Given material:
^^^^^^^^^^^^^^^^
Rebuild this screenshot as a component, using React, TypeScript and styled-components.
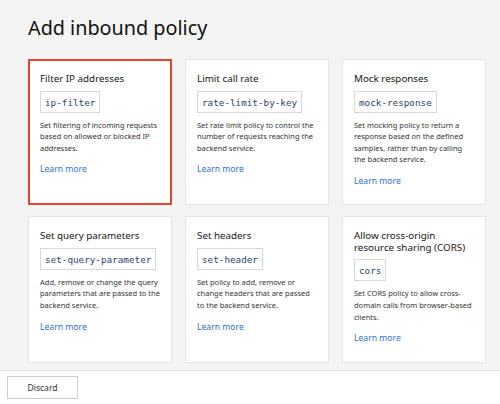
import React from 'react';
import styled, {createGlobalStyle} from 'styled-components';

const GlobalStyle = createGlobalStyle`
  html, body {
    margin: 0;
    padding: 0;
    background: #f4f4f4;
  }
  body {
    font-family: 'Noto Sans', 'Open Sans', Arial, sans-serif;
    color: #222;
  }
`;

const Page = styled.div`
  display: flex;
  flex-direction: column;
  width: 500px;
  height: 404px;
  overflow: hidden;
`;

const Main = styled.main`
  flex: 1;
  padding: 13px 14px 0 28px;
  background: #f4f4f4;
  border-bottom: 1px solid #e4e4e4;
`;

const Title = styled.h1`
  margin: 0 0 16px;
  font-size: 19.8px;
  line-height: 30px;
  font-weight: 400;
  color: #111;
`;

const Grid = styled.div`
  display: grid;
  grid-template-columns: repeat(3, 144px);
  column-gap: 13px;
  row-gap: 11px;
`;

const Card = styled.div<{$selected?: boolean}>`
  display: flex;
  flex-direction: column;
  align-items: flex-start;
  min-height: 146px;
  box-sizing: border-box;
  padding: ${(p) => (p.$selected ? '10px 10px 16px' : '11px 11px 17px')};
  background: #fff;
  border: ${(p) => (p.$selected ? '2px solid #e8432e' : '1px solid #e6e6e6')};
`;

const CardTitle = styled.div`
  font-size: 9.8px;
  line-height: 11.5px;
  padding: 2px 0;
  color: #151515;
`;

const Code = styled.code`
  margin-top: 4px;
  padding: 0 4px;
  height: 22px;
  line-height: 21px;
  box-sizing: border-box;
  border: 1px solid #d4d8de;
  font-family: 'DejaVu Sans Mono', 'Liberation Mono', monospace;
  font-size: 9.3px;
  color: #2c4370;
  background: #fff;
`;

const Description = styled.p`
  margin: 7px 0 0;
  font-size: 7.5px;
  line-height: 11.6px;
  color: #333;
`;

const LearnMore = styled.a`
  margin-top: 10px;
  font-size: 8.6px;
  line-height: 11.5px;
  color: #2f70cf;
  text-decoration: none;
  cursor: pointer;
`;

const Footer = styled.footer`
  display: flex;
  align-items: center;
  height: 33px;
  padding: 0 7px;
  background: #fff;
`;

const Button = styled.button`
  width: 71px;
  height: 23px;
  padding: 0;
  background: #fff;
  border: 1px solid #cfcfcf;
  font-family: inherit;
  font-size: 8.6px;
  color: #333;
  cursor: pointer;
`;

type Policy = {
  title: string;
  code: string;
  description: string;
};

const POLICIES: Policy[] = [
  {
    title: 'Filter IP addresses',
    code: 'ip-filter',
    description: 'Set filtering of incoming requests based on allowed or blocked IP addresses.'
  },
  {
    title: 'Limit call rate',
    code: 'rate-limit-by-key',
    description: 'Set rate limit policy to control the number of requests reaching the backend service.'
  },
  {
    title: 'Mock responses',
    code: 'mock-response',
    description:
      'Set mocking policy to return a response based on the defined samples, rather than by calling the backend service.'
  },
  {
    title: 'Set query parameters',
    code: 'set-query-parameter',
    description: 'Add, remove or change the query parameters that are passed to the backend service.'
  },
  {
    title: 'Set headers',
    code: 'set-header',
    description: 'Set policy to add, remove or change headers that are passed to the backend service.'
  },
  {
    title: 'Allow cross-origin resource sharing (CORS)',
    code: 'cors',
    description: 'Set CORS policy to allow cross-domain calls from browser-based clients.'
  }
];

const App: React.FC = () => {
  return (
    <>
      <GlobalStyle />
      <Page>
        <Main>
          <Title>Add inbound policy</Title>
          <Grid>
            {POLICIES.map((policy, i) => (
              <Card key={policy.code} $selected={i === 0}>
                <CardTitle>{policy.title}</CardTitle>
                <Code>{policy.code}</Code>
                <Description>{policy.description}</Description>
                <LearnMore>Learn more</LearnMore>
              </Card>
            ))}
          </Grid>
        </Main>
        <Footer>
          <Button>Discard</Button>
        </Footer>
      </Page>
    </>
  );
};

export default App;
^^^^^^^^^^^^^^^^
Given task:
In your copy, leave out the pictures and reproduce the material above exactly.

Solution:
Rebuild this screenshot as a component, using React, TypeScript and styled-components.
import React from 'react';
import styled, {createGlobalStyle} from 'styled-components';

const GlobalStyle = createGlobalStyle`
  html, body {
    margin: 0;
    padding: 0;
    background: #f4f4f4;
  }
  body {
    font-family: 'Noto Sans', 'Open Sans', Arial, sans-serif;
    color: #222;
  }
`;

const Page = styled.div`
  display: flex;
  flex-direction: column;
  width: 500px;
  height: 404px;
  overflow: hidden;
`;

const Main = styled.main`
  flex: 1;
  padding: 13px 14px 0 28px;
  background: #f4f4f4;
  border-bottom: 1px solid #e4e4e4;
`;

const Title = styled.h1`
  margin: 0 0 16px;
  font-size: 19.8px;
  line-height: 30px;
  font-weight: 400;
  color: #111;
`;

const Grid = styled.div`
  display: grid;
  grid-template-columns: repeat(3, 144px);
  column-gap: 13px;
  row-gap: 11px;
`;

const Card = styled.div<{$selected?: boolean}>`
  display: flex;
  flex-direction: column;
  align-items: flex-start;
  min-height: 146px;
  box-sizing: border-box;
  padding: ${(p) => (p.$selected ? '10px 10px 16px' : '11px 11px 17px')};
  background: #fff;
  border: ${(p) => (p.$selected ? '2px solid #e8432e' : '1px solid #e6e6e6')};
`;

const CardTitle = styled.div`
  font-size: 9.8px;
  line-height: 11.5px;
  padding: 2px 0;
  color: #151515;
`;

const Code = styled.code`
  margin-top: 4px;
  padding: 0 4px;
  height: 22px;
  line-height: 21px;
  box-sizing: border-box;
  border: 1px solid #d4d8de;
  font-family: 'DejaVu Sans Mono', 'Liberation Mono', monospace;
  font-size: 9.3px;
  color: #2c4370;
  background: #fff;
`;

const Description = styled.p`
  margin: 7px 0 0;
  font-size: 7.5px;
  line-height: 11.6px;
  color: #333;
`;

const LearnMore = styled.a`
  margin-top: 10px;
  font-size: 8.6px;
  line-height: 11.5px;
  color: #2f70cf;
  text-decoration: none;
  cursor: pointer;
`;

const Footer = styled.footer`
  display: flex;
  align-items: center;
  height: 33px;
  padding: 0 7px;
  background: #fff;
`;

const Button = styled.button`
  width: 71px;
  height: 23px;
  padding: 0;
  background: #fff;
  border: 1px solid #cfcfcf;
  font-family: inherit;
  font-size: 8.6px;
  color: #333;
  cursor: pointer;
`;

type Policy = {
  title: string;
  code: string;
  description: string;
};

const POLICIES: Policy[] = [
  {
    title: 'Filter IP addresses',
    code: 'ip-filter',
    description: 'Set filtering of incoming requests based on allowed or blocked IP addresses.'
  },
  {
    title: 'Limit call rate',
    code: 'rate-limit-by-key',
    description: 'Set rate limit policy to control the number of requests reaching the backend service.'
  },
  {
    title: 'Mock responses',
    code: 'mock-response',
    description:
      'Set mocking policy to return a response based on the defined samples, rather than by calling the backend service.'
  },
  {
    title: 'Set query parameters',
    code: 'set-query-parameter',
    description: 'Add, remove or change the query parameters that are passed to the backend service.'
  },
  {
    title: 'Set headers',
    code: 'set-header',
    description: 'Set policy to add, remove or change headers that are passed to the backend service.'
  },
  {
    title: 'Allow cross-origin resource sharing (CORS)',
    code: 'cors',
    description: 'Set CORS policy to allow cross-domain calls from browser-based clients.'
  }
];

const App: React.FC = () => {
  return (
    <>
      <GlobalStyle />
      <Page>
        <Main>
          <Title>Add inbound policy</Title>
          <Grid>
            {POLICIES.map((policy, i) => (
              <Card key={policy.code} $selected={i === 0}>
                <CardTitle>{policy.title}</CardTitle>
                <Code>{policy.code}</Code>
                <Description>{policy.description}</Description>
                <LearnMore>Learn more</LearnMore>
              </Card>
            ))}
          </Grid>
        </Main>
        <Footer>
          <Button>Discard</Button>
        </Footer>
      </Page>
    </>
  );
};

export default App;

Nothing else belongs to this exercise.